### INFORMATION SUPPLIED
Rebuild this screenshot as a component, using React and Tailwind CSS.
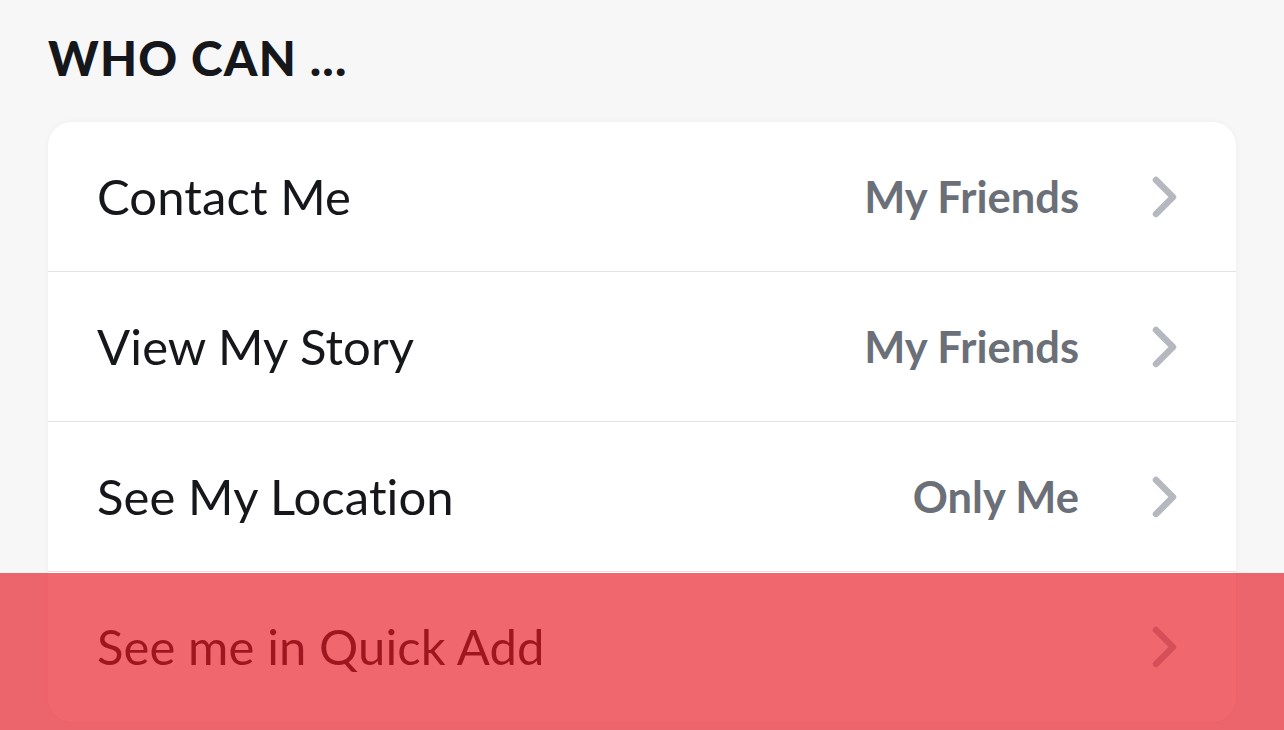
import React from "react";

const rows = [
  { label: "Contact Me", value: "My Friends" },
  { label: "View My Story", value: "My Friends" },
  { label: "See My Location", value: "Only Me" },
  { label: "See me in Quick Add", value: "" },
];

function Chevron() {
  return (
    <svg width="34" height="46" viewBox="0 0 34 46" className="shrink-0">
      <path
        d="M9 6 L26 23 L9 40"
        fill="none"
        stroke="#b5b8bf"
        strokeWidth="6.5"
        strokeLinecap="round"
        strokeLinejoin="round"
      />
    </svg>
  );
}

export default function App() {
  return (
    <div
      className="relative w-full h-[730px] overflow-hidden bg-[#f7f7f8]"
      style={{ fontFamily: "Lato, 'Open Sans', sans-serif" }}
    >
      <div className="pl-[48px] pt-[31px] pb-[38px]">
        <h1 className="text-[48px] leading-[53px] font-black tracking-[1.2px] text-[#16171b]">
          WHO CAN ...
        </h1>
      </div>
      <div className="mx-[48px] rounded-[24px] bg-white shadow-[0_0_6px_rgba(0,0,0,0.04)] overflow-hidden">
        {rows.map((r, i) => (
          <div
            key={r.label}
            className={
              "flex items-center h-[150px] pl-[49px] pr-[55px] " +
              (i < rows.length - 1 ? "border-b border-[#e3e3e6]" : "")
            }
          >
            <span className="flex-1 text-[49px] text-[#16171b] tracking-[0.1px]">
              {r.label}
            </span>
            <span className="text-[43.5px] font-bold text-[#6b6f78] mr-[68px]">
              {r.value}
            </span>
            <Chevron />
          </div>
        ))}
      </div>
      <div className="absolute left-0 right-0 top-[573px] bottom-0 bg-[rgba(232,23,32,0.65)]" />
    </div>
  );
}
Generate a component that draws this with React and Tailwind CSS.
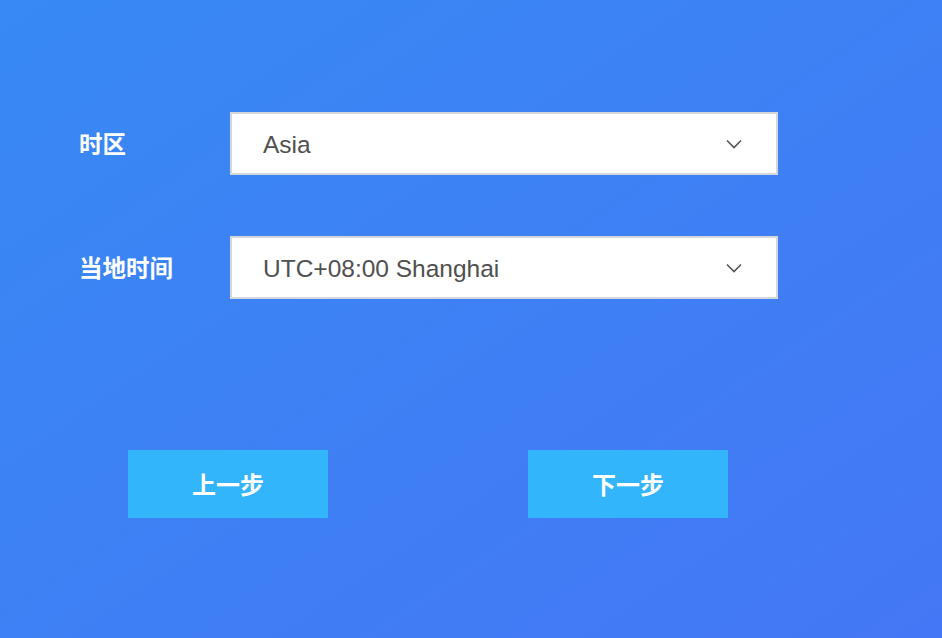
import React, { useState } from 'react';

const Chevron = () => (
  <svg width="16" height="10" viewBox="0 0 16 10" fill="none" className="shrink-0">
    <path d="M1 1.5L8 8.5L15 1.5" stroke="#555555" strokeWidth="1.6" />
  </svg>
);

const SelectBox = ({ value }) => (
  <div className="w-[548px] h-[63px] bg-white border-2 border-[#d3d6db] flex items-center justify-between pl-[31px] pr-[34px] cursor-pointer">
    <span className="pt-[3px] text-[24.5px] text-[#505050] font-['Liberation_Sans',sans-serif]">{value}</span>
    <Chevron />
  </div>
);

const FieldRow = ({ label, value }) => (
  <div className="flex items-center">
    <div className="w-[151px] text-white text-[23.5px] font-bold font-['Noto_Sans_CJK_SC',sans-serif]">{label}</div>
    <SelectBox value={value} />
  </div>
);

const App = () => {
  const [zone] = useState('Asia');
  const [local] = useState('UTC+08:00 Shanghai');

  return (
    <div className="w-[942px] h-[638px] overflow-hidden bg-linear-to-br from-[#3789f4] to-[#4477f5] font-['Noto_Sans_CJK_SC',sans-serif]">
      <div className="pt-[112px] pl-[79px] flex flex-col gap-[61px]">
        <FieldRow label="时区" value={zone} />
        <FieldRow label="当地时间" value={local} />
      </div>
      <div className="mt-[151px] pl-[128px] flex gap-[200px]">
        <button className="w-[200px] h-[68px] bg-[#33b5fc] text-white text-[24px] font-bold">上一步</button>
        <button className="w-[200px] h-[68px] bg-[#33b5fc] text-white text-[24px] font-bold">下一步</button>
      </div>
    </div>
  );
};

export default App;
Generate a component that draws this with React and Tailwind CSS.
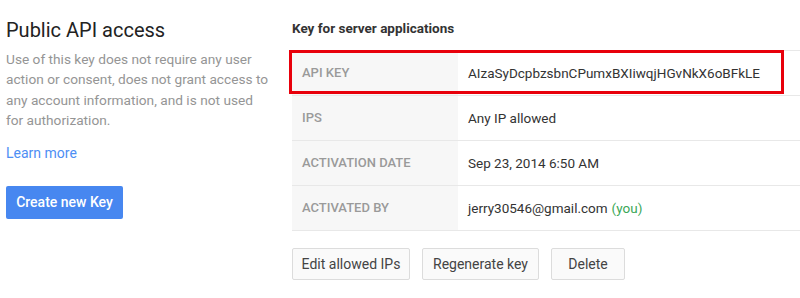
######
A faithful copy of the records above is needed, with the pictures left out.

Rebuild this screenshot as a component, using React and Tailwind CSS.
import React from "react";

const rows = [
  { label: "Contact Me", value: "My Friends" },
  { label: "View My Story", value: "My Friends" },
  { label: "See My Location", value: "Only Me" },
  { label: "See me in Quick Add", value: "" },
];

function Chevron() {
  return (
    <svg width="34" height="46" viewBox="0 0 34 46" className="shrink-0">
      <path
        d="M9 6 L26 23 L9 40"
        fill="none"
        stroke="#b5b8bf"
        strokeWidth="6.5"
        strokeLinecap="round"
        strokeLinejoin="round"
      />
    </svg>
  );
}

export default function App() {
  return (
    <div
      className="relative w-full h-[730px] overflow-hidden bg-[#f7f7f8]"
      style={{ fontFamily: "Lato, 'Open Sans', sans-serif" }}
    >
      <div className="pl-[48px] pt-[31px] pb-[38px]">
        <h1 className="text-[48px] leading-[53px] font-black tracking-[1.2px] text-[#16171b]">
          WHO CAN ...
        </h1>
      </div>
      <div className="mx-[48px] rounded-[24px] bg-white shadow-[0_0_6px_rgba(0,0,0,0.04)] overflow-hidden">
        {rows.map((r, i) => (
          <div
            key={r.label}
            className={
              "flex items-center h-[150px] pl-[49px] pr-[55px] " +
              (i < rows.length - 1 ? "border-b border-[#e3e3e6]" : "")
            }
          >
            <span className="flex-1 text-[49px] text-[#16171b] tracking-[0.1px]">
              {r.label}
            </span>
            <span className="text-[43.5px] font-bold text-[#6b6f78] mr-[68px]">
              {r.value}
            </span>
            <Chevron />
          </div>
        ))}
      </div>
      <div className="absolute left-0 right-0 top-[573px] bottom-0 bg-[rgba(232,23,32,0.65)]" />
    </div>
  );
}
Generate a component that draws this with React and Tailwind CSS.
import React, { useState } from 'react';

const Chevron = () => (
  <svg width="16" height="10" viewBox="0 0 16 10" fill="none" className="shrink-0">
    <path d="M1 1.5L8 8.5L15 1.5" stroke="#555555" strokeWidth="1.6" />
  </svg>
);

const SelectBox = ({ value }) => (
  <div className="w-[548px] h-[63px] bg-white border-2 border-[#d3d6db] flex items-center justify-between pl-[31px] pr-[34px] cursor-pointer">
    <span className="pt-[3px] text-[24.5px] text-[#505050] font-['Liberation_Sans',sans-serif]">{value}</span>
    <Chevron />
  </div>
);

const FieldRow = ({ label, value }) => (
  <div className="flex items-center">
    <div className="w-[151px] text-white text-[23.5px] font-bold font-['Noto_Sans_CJK_SC',sans-serif]">{label}</div>
    <SelectBox value={value} />
  </div>
);

const App = () => {
  const [zone] = useState('Asia');
  const [local] = useState('UTC+08:00 Shanghai');

  return (
    <div className="w-[942px] h-[638px] overflow-hidden bg-linear-to-br from-[#3789f4] to-[#4477f5] font-['Noto_Sans_CJK_SC',sans-serif]">
      <div className="pt-[112px] pl-[79px] flex flex-col gap-[61px]">
        <FieldRow label="时区" value={zone} />
        <FieldRow label="当地时间" value={local} />
      </div>
      <div className="mt-[151px] pl-[128px] flex gap-[200px]">
        <button className="w-[200px] h-[68px] bg-[#33b5fc] text-white text-[24px] font-bold">上一步</button>
        <button className="w-[200px] h-[68px] bg-[#33b5fc] text-white text-[24px] font-bold">下一步</button>
      </div>
    </div>
  );
};

export default App;
Generate a component that draws this with React and Tailwind CSS.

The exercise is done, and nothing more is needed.